What is the probability that the coin was tossed $n$ times Q: A coin is tossed untill k heads has appeared. If a mathematician knows how many heads appeared, can he figure out what is the probability that the coin was tossed $n$ times?
What I tried: The number of heads debends of the number of tosses. So I tried Bayes' theoream $P(X=k|N=n)P(N=n)/P(X=k)$ where $X$ is random variable for heads and $N$ for tosses. $P(X=k|N=n)$ is binomial distributions mass probability function, but i don't know what $P(N=n)$ and $P(X=k)$ are.
Because the last toss is known to be heads, we only focus on the the tosses before the last one. There is $\binom {n-1}{k-1}$ combinations for $k-1$ heads to appear before the last one. So the probability is
$$P(N=n|X=k) = \binom{n-1}{k-1}p^k(1-p)^{n-k}$$
I believe this can be done also with Bayes Theoream. Can someone wiser show how it is done?
 A: The coin toss process can be described in the context of independent and identically distributed (i.i.d.) Bernoulli trials.
Suppose we define a random variable corresponding to the number of trials required to have $k$ successes (i.e. $k$ heads in this setting). We say $N \sim NegBin(k, p)$ where $p$ is the probability of getting a head.
Sample space: $\{k, k+1, k+2, \dots\}$
Probability mass function (pmf): For $n = k, k+1, k+2, \dots,$
\begin{align*}
f(n; k, p) = P(N = n) &= {n - 1 \choose k - 1} p^{k-1} (1-p)^{n-k} \cdot p\\
&= {n - 1 \choose k - 1} p^k (1-p)^{n-k}.
\end{align*}
Reasoning: If $n$ is the number of coin tosses (when $k$ heads were observed), then the first $(n-1)$ tosses resulted in $(k-1)$ heads and the last toss was a head.
Remark: More information on Negative binomial distribution can be found here. Be careful about the different formulations (see 1.3 Alternative formulations).

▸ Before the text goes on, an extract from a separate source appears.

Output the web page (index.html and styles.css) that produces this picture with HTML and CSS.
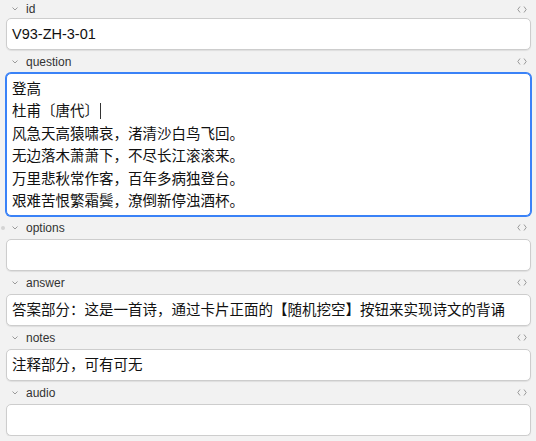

A: Bayes' Theorem would be useful if the experiment consisted of choosing $N$ first, before starting to count the heads, and then flipping the coin exactly $N$ times. Then we'd have
$$
P(N=n|X=k)
=\frac{P(X=k|N=n)P(N=n)}{P(X=k)}
=\frac{\binom nkp^k(1-p)^{n-k}P(N=n)}{\sum_{n=0}^\infty \binom nkp^k(1-p)^{n-k}P(N=n)}.
$$
In this model, the probabilities $P(N=n)$ need to be specified, as they describe how we make our advance choice of how many times to toss the coin.
The experiment you describe is different: $k$ is a fixed parameter and every outcome ends with a total of exactly $k$ heads, so treating the number of heads as a random variable ("$X$") isn't useful. The random variable of interest is $N$: the number of tosses needed to get exactly $k$ heads.
In order to get $N=n$, we need to get exactly $k-1$ heads in the first $n-1$ tosses, in any order, followed by a head on the next toss. There are $\binom{n-1}{k-1}$ different $n$-toss result sequences that meet these conditions, and every such sequence has probability $p^k(1-p)^{n-k}$, so $P(N=n)=\binom{n-1}{k-1}p^k(1-p)^{n-k}$, as you computed.
In other words, $P(N=n)$ in the given experiment is equal to $P(\sum_{i=1}^{n-1}X_i=k,X_n=1)$ in a different experiment that consists of tossing a coin $n$ times, and in this experiment, $X=\sum_{i=1}^{n-1}X_i$ is binomially distributed. But the random variables $X$ and $N$ don't exist in the same experiment, so you can't relate them with conditional probabilities.